The disconnect happens at the first check appearing in the log. It is the usual difference in random number seeds.

I am running the game on an Intel Core i7-4800MQ at 2.70GHz with 32 GB RAM. The operating system is a pretty up to date 64-Bit Gentoo Linux. The machine should not be part of the problem. This is not anymore the one from years ago, when I hat issues to keep up with the multiplayer game ;-)

Offline jamespetts gb

  • Simutrans-Extended project coordinator
  • Moderator
  • *
  • Posts: 18763
  • Cake baker
    • Bridgewater-Brunel
  • Languages: EN
Re: Desync issue (devel-new-2) with Linux Server/Windows client
« Reply #242 on: January 17, 2017, 10:28:28 PM »
Hmm - that looks like a more powerful machine than mine, an Intel i7 950 (overclocked to 4.2Ghz) with 12Gb of RAM, so that is probably not the issue.

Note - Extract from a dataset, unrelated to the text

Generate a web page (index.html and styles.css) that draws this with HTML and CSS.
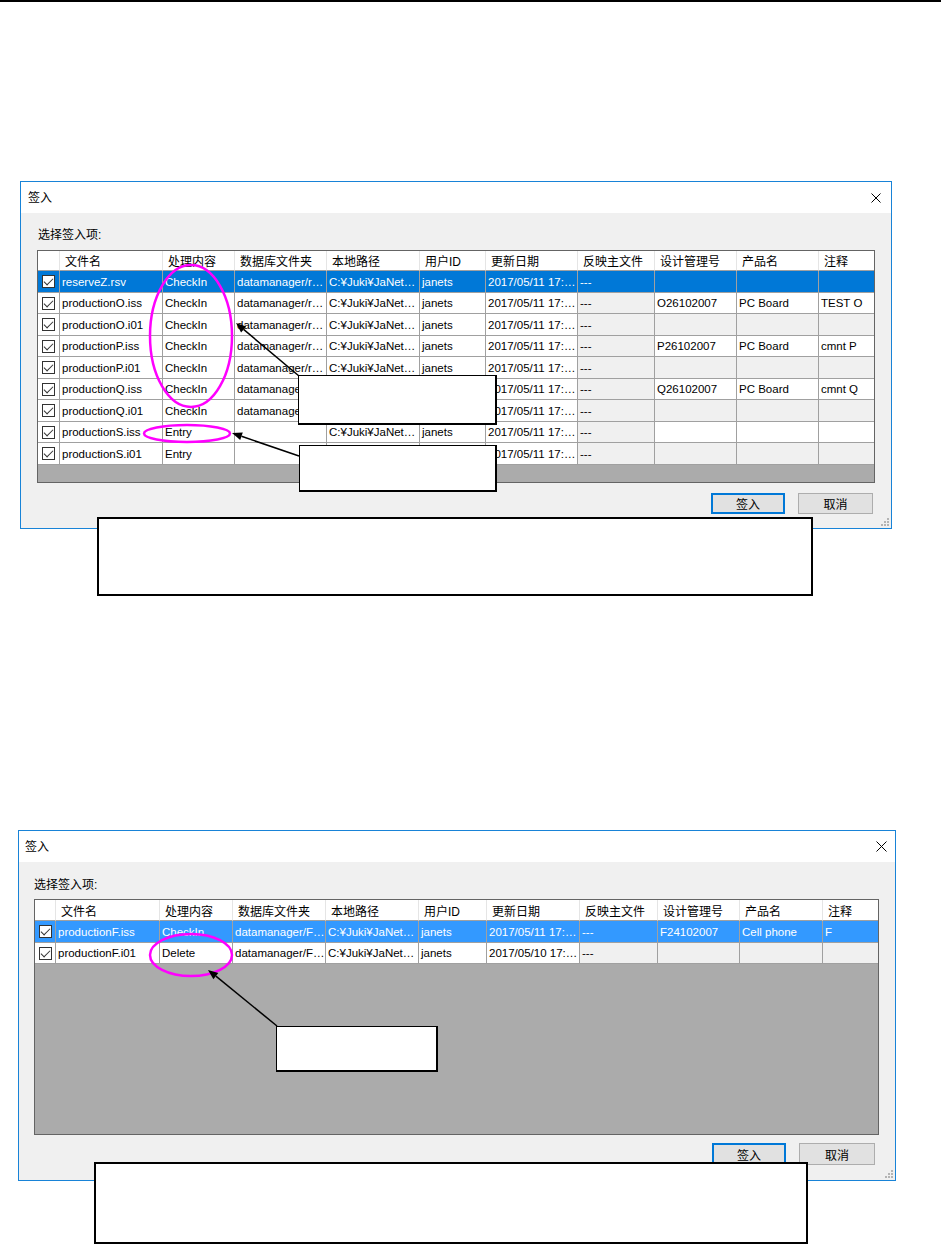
FILE: index.html
```html
<!DOCTYPE html>
<html lang="zh">
<head>
<meta charset="utf-8">
<title>签入</title>
<link rel="stylesheet" href="styles.css">
</head>
<body>
<div class="page">
  <div class="rule"></div>

  <section class="dialog d1">
    <header class="titlebar">
      <span class="title">签入</span>
      <svg class="close" width="10" height="10" viewBox="0 0 10 10"><path d="M0.5 0.5 L9.5 9.5 M9.5 0.5 L0.5 9.5" stroke="#000" stroke-width="1" fill="none"/></svg>
    </header>
    <div class="body">
      <div class="label">选择签入项:</div>
      <div class="grid">
        <div class="row head"><div></div><div>文件名</div><div>处理内容</div><div>数据库文件夹</div><div>本地路径</div><div>用户ID</div><div>更新日期</div><div>反映主文件</div><div>设计管理号</div><div>产品名</div><div>注释</div></div>
        <div class="row sel"><div class="ck"><span class="box"></span></div><div>reserveZ.rsv</div><div>CheckIn</div><div>datamanager/r…</div><div>C:¥Juki¥JaNet…</div><div>janets</div><div>2017/05/11 17:…</div><div>---</div><div></div><div></div><div></div></div>
        <div class="row"><div class="ck"><span class="box"></span></div><div>productionO.iss</div><div>CheckIn</div><div>datamanager/r…</div><div>C:¥Juki¥JaNet…</div><div>janets</div><div>2017/05/11 17:…</div><div class="g">---</div><div>O26102007</div><div>PC Board</div><div>TEST O</div></div>
        <div class="row"><div class="ck"><span class="box"></span></div><div>productionO.i01</div><div>CheckIn</div><div>datamanager/r…</div><div>C:¥Juki¥JaNet…</div><div>janets</div><div>2017/05/11 17:…</div><div class="g">---</div><div class="g"></div><div class="g"></div><div class="g"></div></div>
        <div class="row"><div class="ck"><span class="box"></span></div><div>productionP.iss</div><div>CheckIn</div><div>datamanager/r…</div><div>C:¥Juki¥JaNet…</div><div>janets</div><div>2017/05/11 17:…</div><div class="g">---</div><div>P26102007</div><div>PC Board</div><div>cmnt P</div></div>
        <div class="row"><div class="ck"><span class="box"></span></div><div>productionP.i01</div><div>CheckIn</div><div>datamanager/r…</div><div>C:¥Juki¥JaNet…</div><div>janets</div><div>2017/05/11 17:…</div><div class="g">---</div><div class="g"></div><div class="g"></div><div class="g"></div></div>
        <div class="row"><div class="ck"><span class="box"></span></div><div>productionQ.iss</div><div>CheckIn</div><div>datamanager/r…</div><div>C:¥Juki¥JaNet…</div><div>janets</div><div>2017/05/11 17:…</div><div class="g">---</div><div>Q26102007</div><div>PC Board</div><div>cmnt Q</div></div>
        <div class="row"><div class="ck"><span class="box"></span></div><div>productionQ.i01</div><div>CheckIn</div><div>datamanager/r…</div><div>C:¥Juki¥JaNet…</div><div>janets</div><div>2017/05/11 17:…</div><div class="g">---</div><div class="g"></div><div class="g"></div><div class="g"></div></div>
        <div class="row"><div class="ck"><span class="box"></span></div><div>productionS.iss</div><div>Entry</div><div></div><div>C:¥Juki¥JaNet…</div><div>janets</div><div>2017/05/11 17:…</div><div class="g">---</div><div></div><div></div><div></div></div>
        <div class="row"><div class="ck"><span class="box"></span></div><div>productionS.i01</div><div>Entry</div><div></div><div>C:¥Juki¥JaNet…</div><div>janets</div><div>2017/05/11 17:…</div><div class="g">---</div><div class="g"></div><div class="g"></div><div class="g"></div></div>
      </div>
      <div class="buttons">
        <button class="btn primary">签入</button>
        <button class="btn">取消</button>
      </div>
    </div>
    <svg class="grip" width="9" height="9" viewBox="0 0 9 9"><g fill="#b4b4b4"><rect x="7" y="1" width="2" height="2"/><rect x="4" y="4" width="2" height="2"/><rect x="7" y="4" width="2" height="2"/><rect x="1" y="7" width="2" height="2"/><rect x="4" y="7" width="2" height="2"/><rect x="7" y="7" width="2" height="2"/></g></svg>
  </section>

  <section class="dialog d2">
    <header class="titlebar">
      <span class="title">签入</span>
      <svg class="close" width="11" height="11" viewBox="0 0 11 11"><path d="M0.5 0.5 L10.5 10.5 M10.5 0.5 L0.5 10.5" stroke="#000" stroke-width="1" fill="none"/></svg>
    </header>
    <div class="body">
      <div class="label">选择签入项:</div>
      <div class="grid">
        <div class="row head"><div></div><div>文件名</div><div>处理内容</div><div>数据库文件夹</div><div>本地路径</div><div>用户ID</div><div>更新日期</div><div>反映主文件</div><div>设计管理号</div><div>产品名</div><div>注释</div></div>
        <div class="row sel2"><div class="ck"><span class="box"></span></div><div>productionF.iss</div><div>CheckIn</div><div>datamanager/F…</div><div>C:¥Juki¥JaNet…</div><div>janets</div><div>2017/05/11 17:…</div><div>---</div><div>F24102007</div><div>Cell phone</div><div>F</div></div>
        <div class="row"><div class="ck"><span class="box"></span></div><div>productionF.i01</div><div>Delete</div><div>datamanager/F…</div><div>C:¥Juki¥JaNet…</div><div>janets</div><div>2017/05/10 17:…</div><div class="g">---</div><div class="g"></div><div class="g"></div><div class="g"></div></div>
      </div>
      <div class="buttons">
        <button class="btn primary">签入</button>
        <button class="btn">取消</button>
      </div>
    </div>
    <svg class="grip" width="9" height="9" viewBox="0 0 9 9"><g fill="#b4b4b4"><rect x="7" y="1" width="2" height="2"/><rect x="4" y="4" width="2" height="2"/><rect x="7" y="4" width="2" height="2"/><rect x="1" y="7" width="2" height="2"/><rect x="4" y="7" width="2" height="2"/><rect x="7" y="7" width="2" height="2"/></g></svg>
  </section>

  <svg class="marks" width="941" height="1245" viewBox="0 0 941 1245">
    <g fill="none" stroke="#ff00ff" stroke-width="2.5">
      <ellipse cx="191" cy="336" rx="41" ry="71"/>
      <ellipse cx="187" cy="433.5" rx="43" ry="8.5"/>
      <ellipse cx="191" cy="955" rx="41" ry="21"/>
    </g>
    <g stroke="#000" stroke-width="1.5" fill="none">
      <line x1="299" y1="376" x2="243.6" y2="329.4"/>
      <line x1="299" y1="456" x2="241.5" y2="436.3"/>
      <line x1="277" y1="1026" x2="215.9" y2="976.2"/>
    </g>
    <g fill="#000">
      <polygon points="236,323 246.2,326.4 241.1,332.5"/>
      <polygon points="232,433 242.8,432.5 240.2,440.1"/>
      <polygon points="208,970 218.3,973 213.4,979.3"/>
    </g>
  </svg>

  <div class="callout c-a"></div>
  <div class="callout c-b"></div>
  <div class="callout wide c-c"></div>
  <div class="callout c-d"></div>
  <div class="callout wide c-e"></div>
</div>
</body>
</html>
```

FILE: styles.css
```css
* { box-sizing: border-box; }
html, body { margin: 0; padding: 0; background: #fff; }
body {
  font-family: "Liberation Sans", "Noto Sans CJK SC", sans-serif;
  font-size: 12px;
  color: #000;
}
.page {
  position: relative;
  width: 941px;
  height: 1245px;
  overflow: hidden;
}
.rule {
  height: 2px;
  background: #000;
}

/* dialog */
.dialog {
  position: relative;
  border: 1px solid #1883d7;
  background: #f0f0f0;
}
.d1 { width: 872px; margin: 179px 0 0 20px; }
.d2 { width: 878px; margin: 301px 0 0 18px; }

.titlebar {
  height: 31px;
  background: #fff;
  display: flex;
  align-items: center;
  justify-content: space-between;
}
.d1 .titlebar { padding: 0 10px 0 7px; }
.d2 .titlebar { padding: 0 8px 0 6px; }
.title { font-size: 12px; line-height: 16px; }
.close { display: block; }

.body { display: flex; flex-direction: column; }
.d1 .body { padding: 14px 16px 14px 16px; }
.d2 .body { padding: 15px 16px 15px 15px; }

.label { height: 16px; line-height: 16px; }
.d1 .label { margin: 0 0 7px 1px; }
.d2 .label { margin: 0 0 6px 0; }

/* grid */
.grid {
  border: 1px solid #646464;
  background: #ababab;
  display: flex;
  flex-direction: column;
}
.d1 .grid { height: 233px; }
.d2 .grid { height: 236px; }

.row { display: grid; flex: none; height: 21px; font-size: 11.5px; }
.row:nth-child(even) { height: 22px; }
.d1 .row { grid-template-columns: 22px 103px 72px 92px 93px 66px 92px 77px 82px 82px 55px; }
.d2 .row { grid-template-columns: 21px 104px 73px 93px 93px 68px 93px 78px 82px 83px 55px; }

.row > div {
  background: #fff;
  border-right: 1px solid #a0a0a0;
  border-bottom: 1px solid #a0a0a0;
  padding-left: 2px;
  white-space: nowrap;
  overflow: hidden;
  display: flex;
  align-items: center;
}
.row > div:last-child { border-right: none; }
.row > div.g { background: #f0f0f0; }

.row.head { height: 20px; font-size: 12px; }
.d2 .row.head { height: 21px; }
.row.head > div { padding-left: 5px; border-right-color: #e5e5e5; }

.row.sel > div { background: #0078d7; color: #fff; }
.row.sel2 > div { background: #3399ff; color: #fff; }

.row > div.ck { justify-content: center; padding-left: 0; }
.box {
  position: relative;
  display: block;
  width: 13px;
  height: 13px;
  border: 1px solid #333;
  background: #fff;
}
.box::after {
  content: "";
  position: absolute;
  left: 3px;
  top: 0px;
  width: 4px;
  height: 8px;
  border-right: 1px solid #333;
  border-bottom: 1px solid #333;
  transform: rotate(45deg);
}

/* buttons */
.buttons { display: flex; justify-content: flex-end; gap: 13px; }
.d1 .buttons { margin-top: 10px; padding-right: 2px; }
.d2 .buttons { margin-top: 8px; padding-right: 4px; }
.btn {
  width: 75px;
  height: 21px;
  padding: 0;
  margin: 0;
  background: #e1e1e1;
  border: 1px solid #adadad;
  font: 12px "Liberation Sans", "Noto Sans CJK SC", sans-serif;
  color: #000;
  display: flex;
  align-items: center;
  justify-content: center;
}
.d2 .btn { height: 22px; width: 76px; }
.btn.primary { border: 2px solid #0078d7; width: 74px; }
.d2 .btn.primary { width: 74px; }

.grip { position: absolute; right: 2px; bottom: 2px; }

/* annotations over the page */
.marks { position: absolute; left: 0; top: 0; }
.callout {
  position: absolute;
  background: #fff;
  border-style: solid;
  border-color: #000;
  border-width: 1px 2px 2px 1px;
}
.callout.wide { border-width: 2px; }
.c-a { left: 298px; top: 375px; width: 199px; height: 50px; }
.c-b { left: 299px; top: 445px; width: 198px; height: 47px; }
.c-c { left: 97px; top: 517px; width: 716px; height: 79px; }
.c-d { left: 276px; top: 1026px; width: 162px; height: 46px; }
.c-e { left: 94px; top: 1162px; width: 714px; height: 82px; }
```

If you are falling behind the server, it is not clear to me why in those circumstances - unless perhaps it is because you are running a non-optimised build and the server is (as it indeed is) running an optimised build? The difference between the two in performance is very large.

Offline Felix

  • *
  • Posts: 98
  • Languages: DE, EN
Re: Desync issue (devel-new-2) with Linux Server/Windows client
« Reply #243 on: January 17, 2017, 10:30:34 PM »
That is something I can quickly test out. But, I would assume, the initial lag is just an artifact cause by some underlying cause.

Offline jamespetts gb

  • Simutrans-Extended project coordinator
  • Moderator
  • *
  • Posts: 18763
  • Cake baker
    • Bridgewater-Brunel
  • Languages: EN
Re: Desync issue (devel-new-2) with Linux Server/Windows client
« Reply #244 on: January 17, 2017, 10:32:03 PM »
That is something I can quickly test out. But, I would assume, the initial lag is just an artifact cause by some underlying cause.

That is also a possibility - I should be interested in the results of your tests. In theory, Simutrans is supposed to be able to be compiled with -O3.